Jakarta – Some 90% of people in Indonesia's Aceh province say they agree with Islamic laws that punish gamblers with caning and force women to cover their heads in public, according to an opinion poll released Thursday.

Aceh is the first province in secular but Muslim-majority Indonesia to be allowed to implement laws based on the Islamic legal code, or Sharia.

Religious police currently enforce laws criminalizing consumption and sale of alcohol, gambling, non-Islamic dress and illicit relations between men and women. Punishment is either by fines, short prison terms or light caning.

Some 90% of respondents in a poll by the respected Indonesian Survey Circle said the laws were "in line with their wishes."

The survey was conducted based on face-to-face interviews with 440 respondents in mid-July, with a margin error of approximately 4.8 percentage points.

The implementation of the laws is being watched closely by other provinces in Indonesia that want to introduce similar laws.
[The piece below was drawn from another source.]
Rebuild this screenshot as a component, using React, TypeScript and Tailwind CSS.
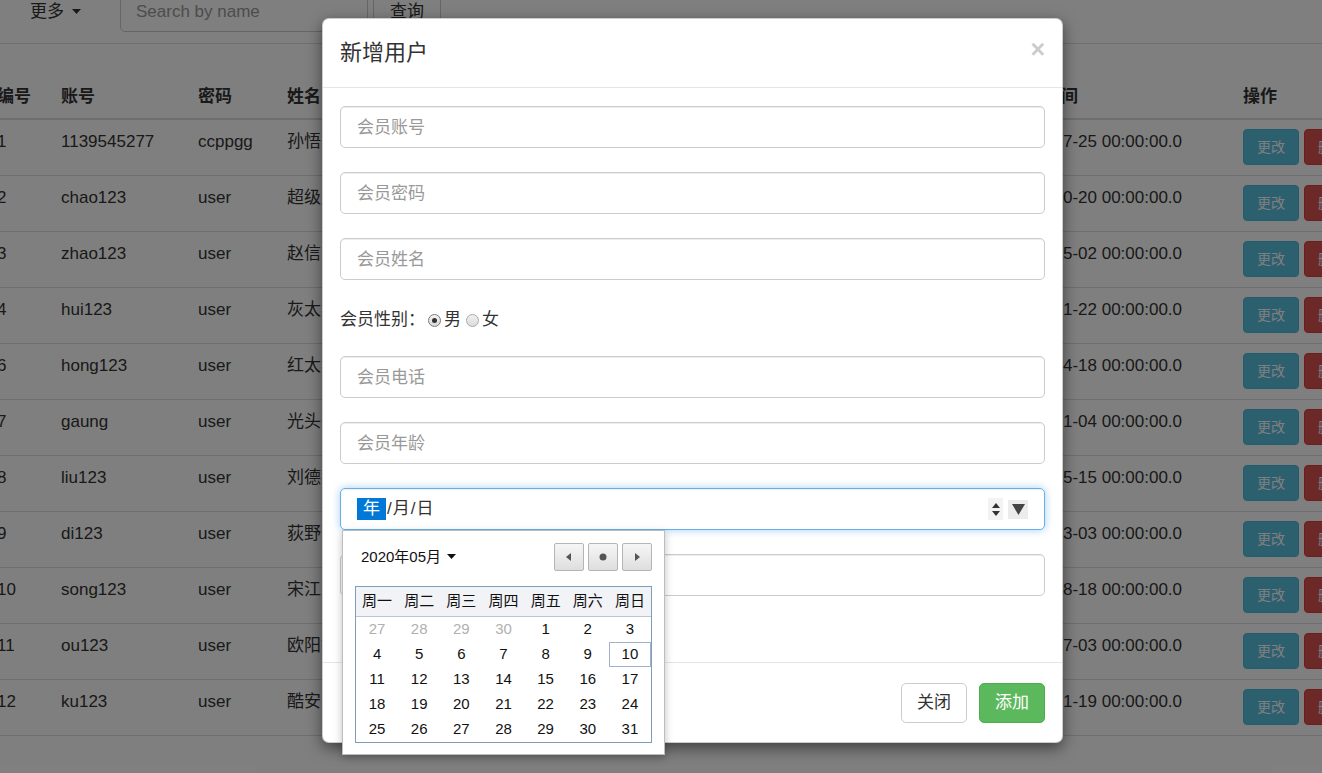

Members of the country's Christian minority as well as some moderate Muslims have expressed concerns about the development.

Aceh – which lost some 131,000 people to the 2004 Asian tsunami – is the most Islamic Indonesian province, but foreigners and Christians have always been welcome there.

Some local women's rights activists have said they don't agree with the laws, but fear speaking out against them because in doing so they may be portrayed as anti-Islam.